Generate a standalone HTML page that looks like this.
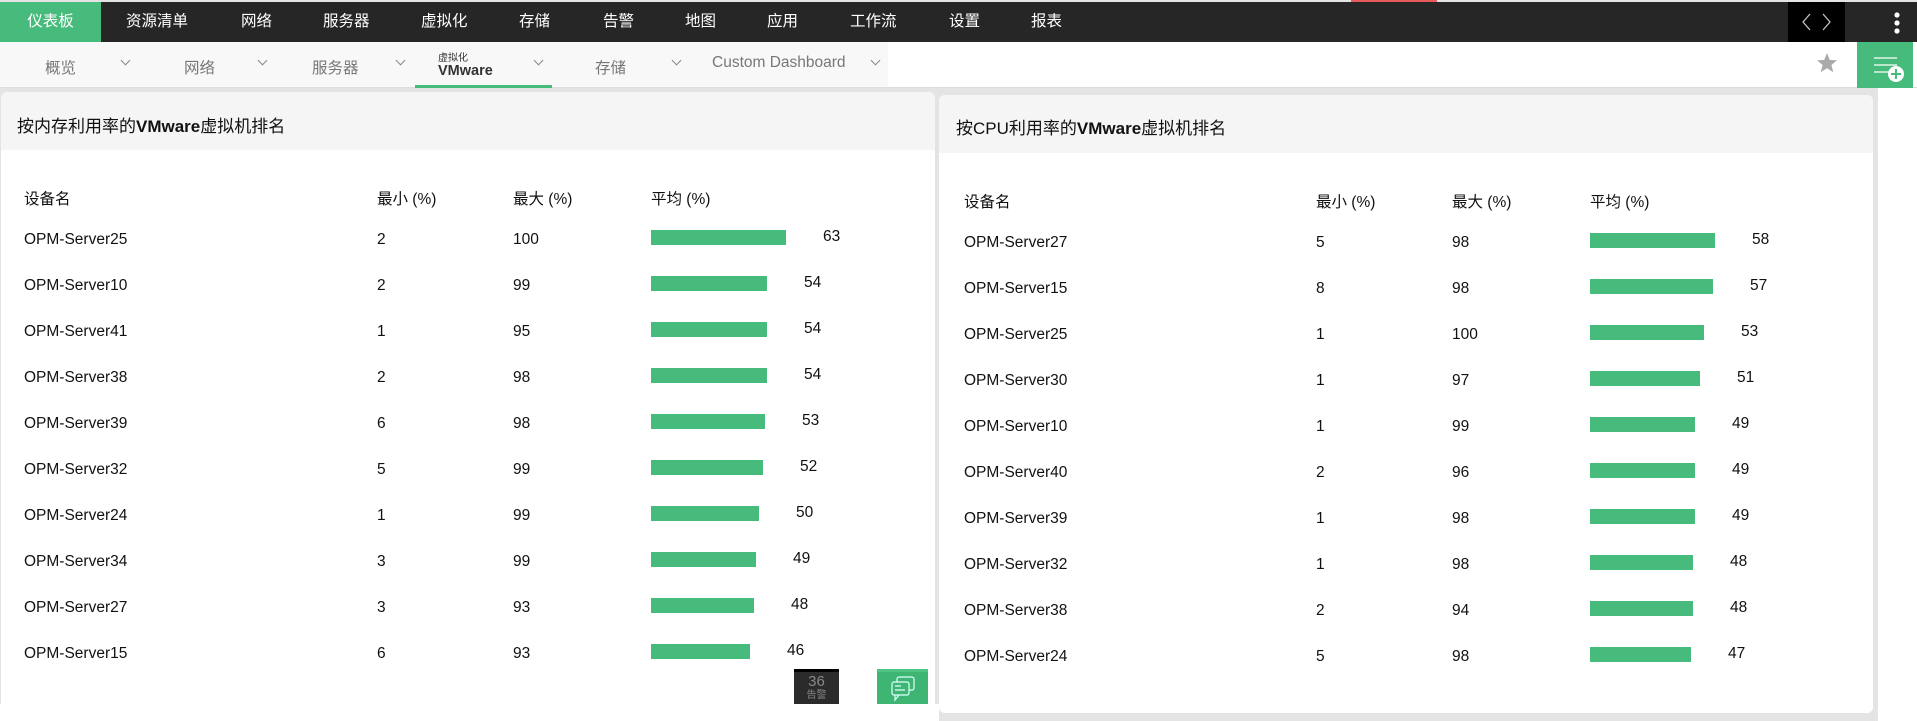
<!DOCTYPE html>
<html><head><meta charset="utf-8"><style>
*{margin:0;padding:0;box-sizing:border-box}
body{width:1917px;height:721px;position:relative;overflow:hidden;background:#fff;font-family:"Liberation Sans","Noto Sans CJK SC",sans-serif;color:#222}
.a{position:absolute;white-space:nowrap}
#top{position:absolute;left:0;top:0;width:1917px;height:2px;background:#e4e4e4}
#nav{position:absolute;left:0;top:2px;width:1917px;height:40px;background:#262626}
.ni{position:absolute;top:0;height:40px;line-height:40px;color:#fff;font-size:15.5px}
#sub{position:absolute;left:0;top:42px;width:1917px;height:46px;background:#fff;border-bottom:1px solid #ddd}
.si{position:absolute;top:14px;font-size:15.5px;color:#777}
.ch{position:absolute;top:15px;width:7px;height:7px;border-right:1px solid #888;border-bottom:1px solid #888;transform:rotate(45deg)}
.panel{position:absolute;background:#fff}
.ph{position:absolute;left:0;top:0;right:0;background:#f5f5f5;border-radius:6px 6px 0 0}
.t{position:absolute;font-size:15px;color:#111}
.bar{position:absolute;height:15px;background:#47bb7c}
</style></head><body>
<div style="position:absolute;left:0;top:88px;width:1917px;height:633px;background:#e4e4e4"></div>
<div style="position:absolute;left:1878px;top:88px;width:39px;height:633px;background:#fff"></div>
<div style="position:absolute;left:0;top:704px;width:939px;height:17px;background:#fff"></div>
<div id="top"></div>
<div style="position:absolute;left:1351px;top:0;width:86px;height:2px;background:#e85a5a"></div>
<div id="nav">
 <div class="ni" style="left:0;width:101px;background:#47bb7c;text-align:center">仪表板</div>
 <div class="ni" style="left:126px">资源清单</div>
 <div class="ni" style="left:241px">网络</div>
 <div class="ni" style="left:323px">服务器</div>
 <div class="ni" style="left:421px">虚拟化</div>
 <div class="ni" style="left:519px">存储</div>
 <div class="ni" style="left:603px">告警</div>
 <div class="ni" style="left:685px">地图</div>
 <div class="ni" style="left:767px">应用</div>
 <div class="ni" style="left:850px">工作流</div>
 <div class="ni" style="left:949px">设置</div>
 <div class="ni" style="left:1031px">报表</div>
 <div style="position:absolute;left:1788px;top:0;width:57px;height:40px;background:#000">
  <svg width="57" height="40"><path d="M22 12 L15 20 L22 28 M35 12 L42 20 L35 28" stroke="#ccc" stroke-width="1.2" fill="none"/></svg>
 </div>
 <svg style="position:absolute;left:1891px;top:8px" width="12" height="26"><circle cx="6" cy="5" r="2.6" fill="#fff"/><circle cx="6" cy="13" r="2.6" fill="#fff"/><circle cx="6" cy="21" r="2.6" fill="#fff"/></svg>
</div>
<div id="sub">
 <div style="position:absolute;left:0;top:0;width:888px;height:45px;background:#f8f8f8"></div>
 <div class="si" style="left:45px">概览</div><div class="ch" style="left:122px"></div>
 <div class="si" style="left:184px">网络</div><div class="ch" style="left:259px"></div>
 <div class="si" style="left:312px">服务器</div><div class="ch" style="left:397px"></div>
 <div class="a" style="left:438px;top:7px;font-size:10px;color:#333">虚拟化</div>
 <div class="a" style="left:438px;top:21px;font-size:14.5px;font-weight:bold;color:#333">VMware</div>
 <div class="ch" style="left:535px"></div>
 <div style="position:absolute;left:415px;top:43px;width:137px;height:3px;background:#47bb7c"></div>
 <div class="si" style="left:595px">存储</div><div class="ch" style="left:673px"></div>
 <div class="si" style="left:712px;top:12px">Custom Dashboard</div><div class="ch" style="left:872px"></div>
 <svg style="position:absolute;left:1815px;top:9px" width="24" height="24"><path d="M12 2 L14.8 9 L22 9.3 L16.4 14 L18.3 21.3 L12 17.2 L5.7 21.3 L7.6 14 L2 9.3 L9.2 9 Z" fill="#aaa"/></svg>
 <div style="position:absolute;left:1857px;top:0;width:56px;height:46px;background:#47bb7c">
  <svg width="56" height="46"><path d="M17 16 H40 M17 23 H40 M17 30 H32" stroke="#fff" stroke-width="1.3"/><circle cx="39" cy="32" r="8" fill="#fff"/><path d="M39 27 V37 M34 32 H44" stroke="#47bb7c" stroke-width="2"/></svg>
 </div>
</div>

<div class="panel" style="left:1px;top:92px;width:934px;height:612px;border-radius:6px 6px 0 0">
 <div class="ph" style="height:58px"></div>
 <div class="t" style="left:16px;top:20px;font-size:17px">按内存利用率的<b>VMware</b>虚拟机排名</div>
</div>
<div class="panel" style="left:939px;top:95px;width:934px;height:618px;border-radius:6px">
 <div class="ph" style="height:58px"></div>
 <div class="t" style="left:17px;top:19px;font-size:17px">按CPU利用率的<b>VMware</b>虚拟机排名</div>
</div>

<div id="rows"></div>
<div style="position:absolute;left:794px;top:669px;width:45px;height:35px;background:#2b2b2b;border-top:3px solid #000;color:#888;text-align:center">
 <div style="font-size:15px;line-height:16px;margin-top:2px">36</div><div style="font-size:10px;line-height:11px">告警</div></div>
<div style="position:absolute;left:877px;top:669px;width:51px;height:35px;background:#3fb574;border-top:3px solid #4fc484">
 <svg width="51" height="32"><rect x="20" y="5" width="17" height="13" rx="2" fill="none" stroke="#dff" stroke-width="1.2"/><rect x="15" y="10" width="17" height="13" rx="2" fill="#3fb574" stroke="#dff" stroke-width="1.2"/><path d="M18 23 L18 28 L22 23 M18 14 H24 M18 18 H28" stroke="#dff" stroke-width="1.2" fill="none"/></svg></div>

<script>
var L=[["OPM-Server25",2,100,63],["OPM-Server10",2,99,54],["OPM-Server41",1,95,54],["OPM-Server38",2,98,54],["OPM-Server39",6,98,53],["OPM-Server32",5,99,52],["OPM-Server24",1,99,50],["OPM-Server34",3,99,49],["OPM-Server27",3,93,48],["OPM-Server15",6,93,46]];
var R=[["OPM-Server27",5,98,58],["OPM-Server15",8,98,57],["OPM-Server25",1,100,53],["OPM-Server30",1,97,51],["OPM-Server10",1,99,49],["OPM-Server40",2,96,49],["OPM-Server39",1,98,49],["OPM-Server32",1,98,48],["OPM-Server38",2,94,48],["OPM-Server24",5,98,47]];
var h="";
function tbl(d,x0,x1,x2,x3,hy,y0){
 function t(x,y,s){h+='<div class="a" style="left:'+x+'px;top:'+(y-9)+'px;font-size:15.5px;color:#111">'+s+'</div>';}
 t(x0,hy,"设备名");t(x1,hy,"最小 (%)");t(x2,hy,"最大 (%)");t(x3,hy,"平均 (%)");
 d.forEach(function(r,i){var y=y0+i*46;t(x0,y,r[0]);t(x1,y,r[1]);t(x2,y,r[2]);
  var w=Math.round(r[3]*2.15);h+='<div class="bar" style="left:'+x3+'px;top:'+(y-10)+'px;width:'+w+'px"></div>';
  t(x3+w+37,y-3,r[3]);});
}
tbl(L,24,377,513,651,196,240);
tbl(R,964,1316,1452,1590,199,243);
document.getElementById("rows").innerHTML=h;
</script>
</body></html>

--------------------------------

→ **What the task requires**
Leave out the pictures and restate everything else word for word.

→ **Finished exercise**
Generate a standalone HTML page that looks like this.
<!DOCTYPE html>
<html><head><meta charset="utf-8"><style>
*{margin:0;padding:0;box-sizing:border-box}
body{width:1917px;height:721px;position:relative;overflow:hidden;background:#fff;font-family:"Liberation Sans","Noto Sans CJK SC",sans-serif;color:#222}
.a{position:absolute;white-space:nowrap}
#top{position:absolute;left:0;top:0;width:1917px;height:2px;background:#e4e4e4}
#nav{position:absolute;left:0;top:2px;width:1917px;height:40px;background:#262626}
.ni{position:absolute;top:0;height:40px;line-height:40px;color:#fff;font-size:15.5px}
#sub{position:absolute;left:0;top:42px;width:1917px;height:46px;background:#fff;border-bottom:1px solid #ddd}
.si{position:absolute;top:14px;font-size:15.5px;color:#777}
.ch{position:absolute;top:15px;width:7px;height:7px;border-right:1px solid #888;border-bottom:1px solid #888;transform:rotate(45deg)}
.panel{position:absolute;background:#fff}
.ph{position:absolute;left:0;top:0;right:0;background:#f5f5f5;border-radius:6px 6px 0 0}
.t{position:absolute;font-size:15px;color:#111}
.bar{position:absolute;height:15px;background:#47bb7c}
</style></head><body>
<div style="position:absolute;left:0;top:88px;width:1917px;height:633px;background:#e4e4e4"></div>
<div style="position:absolute;left:1878px;top:88px;width:39px;height:633px;background:#fff"></div>
<div style="position:absolute;left:0;top:704px;width:939px;height:17px;background:#fff"></div>
<div id="top"></div>
<div style="position:absolute;left:1351px;top:0;width:86px;height:2px;background:#e85a5a"></div>
<div id="nav">
 <div class="ni" style="left:0;width:101px;background:#47bb7c;text-align:center">仪表板</div>
 <div class="ni" style="left:126px">资源清单</div>
 <div class="ni" style="left:241px">网络</div>
 <div class="ni" style="left:323px">服务器</div>
 <div class="ni" style="left:421px">虚拟化</div>
 <div class="ni" style="left:519px">存储</div>
 <div class="ni" style="left:603px">告警</div>
 <div class="ni" style="left:685px">地图</div>
 <div class="ni" style="left:767px">应用</div>
 <div class="ni" style="left:850px">工作流</div>
 <div class="ni" style="left:949px">设置</div>
 <div class="ni" style="left:1031px">报表</div>
 <div style="position:absolute;left:1788px;top:0;width:57px;height:40px;background:#000">
  <svg width="57" height="40"><path d="M22 12 L15 20 L22 28 M35 12 L42 20 L35 28" stroke="#ccc" stroke-width="1.2" fill="none"/></svg>
 </div>
 <svg style="position:absolute;left:1891px;top:8px" width="12" height="26"><circle cx="6" cy="5" r="2.6" fill="#fff"/><circle cx="6" cy="13" r="2.6" fill="#fff"/><circle cx="6" cy="21" r="2.6" fill="#fff"/></svg>
</div>
<div id="sub">
 <div style="position:absolute;left:0;top:0;width:888px;height:45px;background:#f8f8f8"></div>
 <div class="si" style="left:45px">概览</div><div class="ch" style="left:122px"></div>
 <div class="si" style="left:184px">网络</div><div class="ch" style="left:259px"></div>
 <div class="si" style="left:312px">服务器</div><div class="ch" style="left:397px"></div>
 <div class="a" style="left:438px;top:7px;font-size:10px;color:#333">虚拟化</div>
 <div class="a" style="left:438px;top:21px;font-size:14.5px;font-weight:bold;color:#333">VMware</div>
 <div class="ch" style="left:535px"></div>
 <div style="position:absolute;left:415px;top:43px;width:137px;height:3px;background:#47bb7c"></div>
 <div class="si" style="left:595px">存储</div><div class="ch" style="left:673px"></div>
 <div class="si" style="left:712px;top:12px">Custom Dashboard</div><div class="ch" style="left:872px"></div>
 <svg style="position:absolute;left:1815px;top:9px" width="24" height="24"><path d="M12 2 L14.8 9 L22 9.3 L16.4 14 L18.3 21.3 L12 17.2 L5.7 21.3 L7.6 14 L2 9.3 L9.2 9 Z" fill="#aaa"/></svg>
 <div style="position:absolute;left:1857px;top:0;width:56px;height:46px;background:#47bb7c">
  <svg width="56" height="46"><path d="M17 16 H40 M17 23 H40 M17 30 H32" stroke="#fff" stroke-width="1.3"/><circle cx="39" cy="32" r="8" fill="#fff"/><path d="M39 27 V37 M34 32 H44" stroke="#47bb7c" stroke-width="2"/></svg>
 </div>
</div>

<div class="panel" style="left:1px;top:92px;width:934px;height:612px;border-radius:6px 6px 0 0">
 <div class="ph" style="height:58px"></div>
 <div class="t" style="left:16px;top:20px;font-size:17px">按内存利用率的<b>VMware</b>虚拟机排名</div>
</div>
<div class="panel" style="left:939px;top:95px;width:934px;height:618px;border-radius:6px">
 <div class="ph" style="height:58px"></div>
 <div class="t" style="left:17px;top:19px;font-size:17px">按CPU利用率的<b>VMware</b>虚拟机排名</div>
</div>

<div id="rows"></div>
<div style="position:absolute;left:794px;top:669px;width:45px;height:35px;background:#2b2b2b;border-top:3px solid #000;color:#888;text-align:center">
 <div style="font-size:15px;line-height:16px;margin-top:2px">36</div><div style="font-size:10px;line-height:11px">告警</div></div>
<div style="position:absolute;left:877px;top:669px;width:51px;height:35px;background:#3fb574;border-top:3px solid #4fc484">
 <svg width="51" height="32"><rect x="20" y="5" width="17" height="13" rx="2" fill="none" stroke="#dff" stroke-width="1.2"/><rect x="15" y="10" width="17" height="13" rx="2" fill="#3fb574" stroke="#dff" stroke-width="1.2"/><path d="M18 23 L18 28 L22 23 M18 14 H24 M18 18 H28" stroke="#dff" stroke-width="1.2" fill="none"/></svg></div>

<script>
var L=[["OPM-Server25",2,100,63],["OPM-Server10",2,99,54],["OPM-Server41",1,95,54],["OPM-Server38",2,98,54],["OPM-Server39",6,98,53],["OPM-Server32",5,99,52],["OPM-Server24",1,99,50],["OPM-Server34",3,99,49],["OPM-Server27",3,93,48],["OPM-Server15",6,93,46]];
var R=[["OPM-Server27",5,98,58],["OPM-Server15",8,98,57],["OPM-Server25",1,100,53],["OPM-Server30",1,97,51],["OPM-Server10",1,99,49],["OPM-Server40",2,96,49],["OPM-Server39",1,98,49],["OPM-Server32",1,98,48],["OPM-Server38",2,94,48],["OPM-Server24",5,98,47]];
var h="";
function tbl(d,x0,x1,x2,x3,hy,y0){
 function t(x,y,s){h+='<div class="a" style="left:'+x+'px;top:'+(y-9)+'px;font-size:15.5px;color:#111">'+s+'</div>';}
 t(x0,hy,"设备名");t(x1,hy,"最小 (%)");t(x2,hy,"最大 (%)");t(x3,hy,"平均 (%)");
 d.forEach(function(r,i){var y=y0+i*46;t(x0,y,r[0]);t(x1,y,r[1]);t(x2,y,r[2]);
  var w=Math.round(r[3]*2.15);h+='<div class="bar" style="left:'+x3+'px;top:'+(y-10)+'px;width:'+w+'px"></div>';
  t(x3+w+37,y-3,r[3]);});
}
tbl(L,24,377,513,651,196,240);
tbl(R,964,1316,1452,1590,199,243);
document.getElementById("rows").innerHTML=h;
</script>
</body></html>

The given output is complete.